/---
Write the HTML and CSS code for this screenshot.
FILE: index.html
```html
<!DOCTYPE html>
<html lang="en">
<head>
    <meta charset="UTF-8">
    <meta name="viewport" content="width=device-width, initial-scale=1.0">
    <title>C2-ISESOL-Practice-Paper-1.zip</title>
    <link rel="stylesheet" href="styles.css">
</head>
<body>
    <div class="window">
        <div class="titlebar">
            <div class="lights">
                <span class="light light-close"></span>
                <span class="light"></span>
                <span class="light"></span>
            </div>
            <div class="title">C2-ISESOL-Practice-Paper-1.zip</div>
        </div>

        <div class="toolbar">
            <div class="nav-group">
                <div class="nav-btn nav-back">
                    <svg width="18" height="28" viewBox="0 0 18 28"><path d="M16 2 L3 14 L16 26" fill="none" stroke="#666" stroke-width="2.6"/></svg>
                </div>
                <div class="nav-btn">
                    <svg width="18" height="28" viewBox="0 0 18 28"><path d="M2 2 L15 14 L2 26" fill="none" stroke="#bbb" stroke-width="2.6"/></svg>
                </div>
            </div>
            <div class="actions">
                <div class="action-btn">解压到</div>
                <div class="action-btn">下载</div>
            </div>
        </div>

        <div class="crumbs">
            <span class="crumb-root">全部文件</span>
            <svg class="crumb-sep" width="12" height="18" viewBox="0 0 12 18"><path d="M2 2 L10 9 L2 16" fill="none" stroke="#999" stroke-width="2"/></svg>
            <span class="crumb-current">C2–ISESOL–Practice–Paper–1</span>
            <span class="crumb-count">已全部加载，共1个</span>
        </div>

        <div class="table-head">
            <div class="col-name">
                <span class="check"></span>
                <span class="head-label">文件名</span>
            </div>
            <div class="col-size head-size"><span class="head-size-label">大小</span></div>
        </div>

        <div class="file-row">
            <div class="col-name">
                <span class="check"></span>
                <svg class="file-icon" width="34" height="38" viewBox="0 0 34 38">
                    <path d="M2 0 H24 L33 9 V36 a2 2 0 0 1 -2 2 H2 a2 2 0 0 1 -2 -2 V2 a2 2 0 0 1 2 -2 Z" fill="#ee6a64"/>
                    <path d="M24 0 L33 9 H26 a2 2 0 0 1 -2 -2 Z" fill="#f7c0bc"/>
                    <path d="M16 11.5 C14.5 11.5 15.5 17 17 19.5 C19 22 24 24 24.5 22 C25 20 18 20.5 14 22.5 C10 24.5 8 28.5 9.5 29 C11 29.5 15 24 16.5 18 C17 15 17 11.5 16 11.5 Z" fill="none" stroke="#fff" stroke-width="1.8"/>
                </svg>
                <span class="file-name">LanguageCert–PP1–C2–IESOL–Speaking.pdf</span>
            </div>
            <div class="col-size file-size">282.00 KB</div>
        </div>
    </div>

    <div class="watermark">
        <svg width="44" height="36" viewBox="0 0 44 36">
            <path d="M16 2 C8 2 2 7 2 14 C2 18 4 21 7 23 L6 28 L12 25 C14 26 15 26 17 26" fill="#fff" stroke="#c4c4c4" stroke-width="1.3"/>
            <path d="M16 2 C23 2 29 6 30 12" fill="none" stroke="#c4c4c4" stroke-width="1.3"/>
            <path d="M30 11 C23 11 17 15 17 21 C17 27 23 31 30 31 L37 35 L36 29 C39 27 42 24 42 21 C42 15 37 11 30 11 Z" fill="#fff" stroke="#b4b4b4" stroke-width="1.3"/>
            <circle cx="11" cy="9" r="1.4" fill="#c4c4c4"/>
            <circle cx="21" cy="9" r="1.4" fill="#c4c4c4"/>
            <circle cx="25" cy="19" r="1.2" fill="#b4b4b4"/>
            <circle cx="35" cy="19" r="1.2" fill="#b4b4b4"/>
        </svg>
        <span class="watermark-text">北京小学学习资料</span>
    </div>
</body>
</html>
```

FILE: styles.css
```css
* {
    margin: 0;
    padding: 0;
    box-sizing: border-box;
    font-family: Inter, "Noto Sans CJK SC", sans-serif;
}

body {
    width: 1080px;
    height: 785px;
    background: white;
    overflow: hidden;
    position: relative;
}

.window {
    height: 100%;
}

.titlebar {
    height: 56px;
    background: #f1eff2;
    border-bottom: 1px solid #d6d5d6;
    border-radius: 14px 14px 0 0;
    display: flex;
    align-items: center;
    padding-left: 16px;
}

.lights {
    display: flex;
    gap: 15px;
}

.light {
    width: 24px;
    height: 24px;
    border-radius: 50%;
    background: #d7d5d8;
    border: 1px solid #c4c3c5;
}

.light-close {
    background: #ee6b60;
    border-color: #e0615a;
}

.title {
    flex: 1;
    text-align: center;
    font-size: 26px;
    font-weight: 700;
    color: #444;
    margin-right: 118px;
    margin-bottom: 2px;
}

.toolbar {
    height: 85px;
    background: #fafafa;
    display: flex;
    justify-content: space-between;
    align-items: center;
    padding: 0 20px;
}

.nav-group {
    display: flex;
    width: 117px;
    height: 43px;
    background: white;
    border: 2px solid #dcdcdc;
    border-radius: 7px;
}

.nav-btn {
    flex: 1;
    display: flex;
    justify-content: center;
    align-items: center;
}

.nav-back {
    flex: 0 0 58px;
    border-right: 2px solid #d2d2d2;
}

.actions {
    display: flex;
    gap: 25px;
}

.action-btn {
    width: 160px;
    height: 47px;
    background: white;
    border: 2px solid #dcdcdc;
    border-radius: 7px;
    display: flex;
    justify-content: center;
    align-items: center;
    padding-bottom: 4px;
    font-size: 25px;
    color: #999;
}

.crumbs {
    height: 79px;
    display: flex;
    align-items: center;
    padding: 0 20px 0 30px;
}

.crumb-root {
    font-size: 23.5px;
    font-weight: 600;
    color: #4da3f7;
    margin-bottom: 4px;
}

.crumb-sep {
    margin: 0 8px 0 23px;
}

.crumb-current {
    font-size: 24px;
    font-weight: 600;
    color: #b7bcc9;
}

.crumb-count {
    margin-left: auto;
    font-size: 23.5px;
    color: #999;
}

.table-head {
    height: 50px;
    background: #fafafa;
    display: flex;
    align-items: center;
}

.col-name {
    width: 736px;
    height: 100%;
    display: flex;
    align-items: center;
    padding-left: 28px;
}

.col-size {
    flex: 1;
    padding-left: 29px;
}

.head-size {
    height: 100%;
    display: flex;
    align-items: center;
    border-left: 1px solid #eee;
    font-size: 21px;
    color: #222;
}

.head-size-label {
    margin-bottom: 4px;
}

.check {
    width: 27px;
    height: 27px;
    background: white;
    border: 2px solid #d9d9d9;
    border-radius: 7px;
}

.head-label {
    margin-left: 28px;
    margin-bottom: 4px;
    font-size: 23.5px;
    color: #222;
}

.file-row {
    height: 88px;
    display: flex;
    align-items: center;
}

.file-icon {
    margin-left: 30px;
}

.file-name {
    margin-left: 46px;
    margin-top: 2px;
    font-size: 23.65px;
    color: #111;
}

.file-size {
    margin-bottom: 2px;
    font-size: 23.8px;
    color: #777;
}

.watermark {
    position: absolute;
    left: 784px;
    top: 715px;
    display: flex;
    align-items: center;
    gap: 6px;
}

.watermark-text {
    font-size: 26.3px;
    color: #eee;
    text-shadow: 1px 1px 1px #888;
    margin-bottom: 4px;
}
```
\---
/---
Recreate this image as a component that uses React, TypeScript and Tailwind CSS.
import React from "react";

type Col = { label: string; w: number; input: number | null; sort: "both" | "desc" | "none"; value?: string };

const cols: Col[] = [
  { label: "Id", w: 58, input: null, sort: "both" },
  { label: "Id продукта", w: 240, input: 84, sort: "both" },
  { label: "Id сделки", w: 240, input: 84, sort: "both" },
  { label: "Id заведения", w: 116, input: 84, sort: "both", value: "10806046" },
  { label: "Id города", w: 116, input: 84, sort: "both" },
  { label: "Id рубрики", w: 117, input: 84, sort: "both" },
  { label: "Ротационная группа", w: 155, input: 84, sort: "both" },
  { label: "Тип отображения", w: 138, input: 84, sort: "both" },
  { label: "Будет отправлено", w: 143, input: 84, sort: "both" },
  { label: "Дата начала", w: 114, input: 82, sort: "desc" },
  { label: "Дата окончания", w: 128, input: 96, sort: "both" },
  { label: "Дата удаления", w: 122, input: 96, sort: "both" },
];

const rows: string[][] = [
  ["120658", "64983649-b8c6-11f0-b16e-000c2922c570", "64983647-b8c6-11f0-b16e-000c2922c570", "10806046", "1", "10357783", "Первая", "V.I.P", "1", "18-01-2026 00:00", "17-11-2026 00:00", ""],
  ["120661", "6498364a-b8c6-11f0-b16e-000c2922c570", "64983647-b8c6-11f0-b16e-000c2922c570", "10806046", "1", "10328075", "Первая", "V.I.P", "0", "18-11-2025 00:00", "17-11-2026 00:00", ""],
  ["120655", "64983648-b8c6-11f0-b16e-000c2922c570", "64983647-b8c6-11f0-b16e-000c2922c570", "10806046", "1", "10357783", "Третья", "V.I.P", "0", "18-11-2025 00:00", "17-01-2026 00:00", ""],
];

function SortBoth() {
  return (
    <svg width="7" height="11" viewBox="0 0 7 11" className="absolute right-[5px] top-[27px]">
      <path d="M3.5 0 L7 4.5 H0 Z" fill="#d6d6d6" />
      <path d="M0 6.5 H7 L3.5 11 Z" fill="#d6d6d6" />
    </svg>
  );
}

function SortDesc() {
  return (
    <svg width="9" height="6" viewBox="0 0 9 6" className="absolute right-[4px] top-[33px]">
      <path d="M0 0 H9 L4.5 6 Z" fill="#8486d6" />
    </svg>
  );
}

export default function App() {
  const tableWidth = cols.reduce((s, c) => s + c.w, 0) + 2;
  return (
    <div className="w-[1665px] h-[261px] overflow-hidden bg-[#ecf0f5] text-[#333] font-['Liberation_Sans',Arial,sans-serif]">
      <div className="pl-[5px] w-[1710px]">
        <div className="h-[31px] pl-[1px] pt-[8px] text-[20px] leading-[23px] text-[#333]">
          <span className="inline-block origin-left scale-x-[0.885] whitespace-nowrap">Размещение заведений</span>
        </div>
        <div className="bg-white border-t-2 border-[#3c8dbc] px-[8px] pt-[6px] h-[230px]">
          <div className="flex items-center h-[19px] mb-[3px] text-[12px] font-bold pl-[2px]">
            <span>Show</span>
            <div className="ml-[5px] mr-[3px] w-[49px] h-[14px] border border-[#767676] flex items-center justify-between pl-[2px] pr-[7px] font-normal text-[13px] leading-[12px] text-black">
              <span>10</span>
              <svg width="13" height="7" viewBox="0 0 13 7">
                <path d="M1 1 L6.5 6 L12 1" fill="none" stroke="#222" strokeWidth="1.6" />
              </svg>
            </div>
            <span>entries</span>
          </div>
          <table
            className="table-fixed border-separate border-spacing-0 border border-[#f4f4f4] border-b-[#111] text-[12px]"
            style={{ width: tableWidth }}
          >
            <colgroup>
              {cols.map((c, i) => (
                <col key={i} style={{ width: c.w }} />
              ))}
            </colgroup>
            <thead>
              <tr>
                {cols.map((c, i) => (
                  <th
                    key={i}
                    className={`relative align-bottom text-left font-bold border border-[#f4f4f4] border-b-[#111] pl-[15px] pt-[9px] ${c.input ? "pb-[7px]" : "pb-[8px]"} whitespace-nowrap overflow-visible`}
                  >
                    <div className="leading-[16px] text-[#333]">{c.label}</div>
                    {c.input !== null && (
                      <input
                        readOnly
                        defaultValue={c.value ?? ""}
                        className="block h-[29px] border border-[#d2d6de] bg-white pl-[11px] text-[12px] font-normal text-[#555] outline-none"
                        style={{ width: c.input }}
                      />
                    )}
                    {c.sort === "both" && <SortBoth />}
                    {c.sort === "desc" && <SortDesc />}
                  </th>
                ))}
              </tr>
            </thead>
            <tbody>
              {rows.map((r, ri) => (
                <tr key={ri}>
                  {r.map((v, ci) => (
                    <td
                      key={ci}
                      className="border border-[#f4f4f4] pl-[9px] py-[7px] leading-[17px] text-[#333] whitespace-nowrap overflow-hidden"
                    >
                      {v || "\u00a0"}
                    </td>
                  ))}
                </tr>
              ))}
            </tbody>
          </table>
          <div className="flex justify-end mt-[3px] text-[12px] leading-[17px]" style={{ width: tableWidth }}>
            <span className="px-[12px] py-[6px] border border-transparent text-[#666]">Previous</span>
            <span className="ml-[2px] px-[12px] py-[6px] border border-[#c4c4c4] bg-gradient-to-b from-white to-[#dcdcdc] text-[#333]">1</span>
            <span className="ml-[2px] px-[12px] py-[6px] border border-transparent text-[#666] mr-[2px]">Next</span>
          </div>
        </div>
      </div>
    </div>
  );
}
\---
/---
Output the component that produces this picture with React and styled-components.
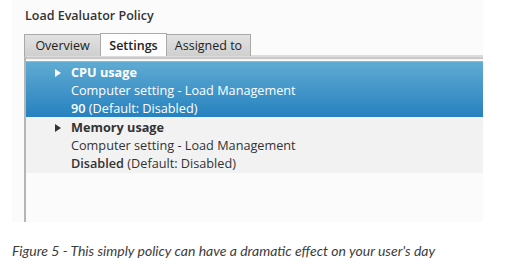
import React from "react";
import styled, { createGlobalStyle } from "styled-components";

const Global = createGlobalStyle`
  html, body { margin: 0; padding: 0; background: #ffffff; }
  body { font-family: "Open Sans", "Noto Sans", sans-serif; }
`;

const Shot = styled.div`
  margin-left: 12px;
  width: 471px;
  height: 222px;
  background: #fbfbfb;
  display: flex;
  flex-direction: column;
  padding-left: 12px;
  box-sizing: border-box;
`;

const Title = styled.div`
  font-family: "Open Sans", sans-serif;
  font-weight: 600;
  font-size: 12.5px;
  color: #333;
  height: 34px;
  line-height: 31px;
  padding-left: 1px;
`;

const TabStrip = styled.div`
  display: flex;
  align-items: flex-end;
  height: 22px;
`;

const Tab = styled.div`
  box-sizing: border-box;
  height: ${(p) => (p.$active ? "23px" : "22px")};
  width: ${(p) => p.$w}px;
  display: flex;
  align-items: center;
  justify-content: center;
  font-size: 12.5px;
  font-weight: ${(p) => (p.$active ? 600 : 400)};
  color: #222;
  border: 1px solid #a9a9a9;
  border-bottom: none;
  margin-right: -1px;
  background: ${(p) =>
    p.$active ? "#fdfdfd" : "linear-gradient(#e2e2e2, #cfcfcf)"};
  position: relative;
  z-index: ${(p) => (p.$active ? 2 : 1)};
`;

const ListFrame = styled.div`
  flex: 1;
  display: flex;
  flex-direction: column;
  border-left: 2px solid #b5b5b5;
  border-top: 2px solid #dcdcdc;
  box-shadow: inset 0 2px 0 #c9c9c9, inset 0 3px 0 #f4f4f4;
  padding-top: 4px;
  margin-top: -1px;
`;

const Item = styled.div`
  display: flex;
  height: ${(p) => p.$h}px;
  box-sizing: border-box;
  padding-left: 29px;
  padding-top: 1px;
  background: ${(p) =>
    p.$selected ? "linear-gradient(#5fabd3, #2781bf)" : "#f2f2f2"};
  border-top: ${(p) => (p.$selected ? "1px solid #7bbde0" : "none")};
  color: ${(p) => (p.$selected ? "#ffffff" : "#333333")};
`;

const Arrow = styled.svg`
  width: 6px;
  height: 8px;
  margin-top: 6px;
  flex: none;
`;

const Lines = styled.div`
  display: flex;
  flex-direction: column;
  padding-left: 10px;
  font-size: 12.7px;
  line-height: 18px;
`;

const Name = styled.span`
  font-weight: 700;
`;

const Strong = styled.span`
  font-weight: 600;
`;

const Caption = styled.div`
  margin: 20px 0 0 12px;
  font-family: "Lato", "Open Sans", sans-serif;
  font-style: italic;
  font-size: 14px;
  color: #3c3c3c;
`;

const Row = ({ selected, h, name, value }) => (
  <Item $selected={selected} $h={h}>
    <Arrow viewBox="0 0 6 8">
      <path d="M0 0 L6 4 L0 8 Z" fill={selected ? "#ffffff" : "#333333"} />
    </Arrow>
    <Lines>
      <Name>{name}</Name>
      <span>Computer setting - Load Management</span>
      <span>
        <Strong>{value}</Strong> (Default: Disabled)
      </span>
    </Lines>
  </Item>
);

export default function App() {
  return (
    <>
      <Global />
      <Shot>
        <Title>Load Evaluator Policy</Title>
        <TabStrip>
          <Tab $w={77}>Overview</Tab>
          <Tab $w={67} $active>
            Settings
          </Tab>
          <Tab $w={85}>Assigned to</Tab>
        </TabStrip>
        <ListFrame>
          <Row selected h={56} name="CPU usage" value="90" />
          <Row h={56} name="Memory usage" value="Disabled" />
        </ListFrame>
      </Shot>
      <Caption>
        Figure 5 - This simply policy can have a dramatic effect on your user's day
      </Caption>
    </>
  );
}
\---
Go through the records and gather the lines that hold "components".

◆ Complete answer ◆
Output the component that produces this picture with React and styled-components.
import styled, { createGlobalStyle } from "styled-components";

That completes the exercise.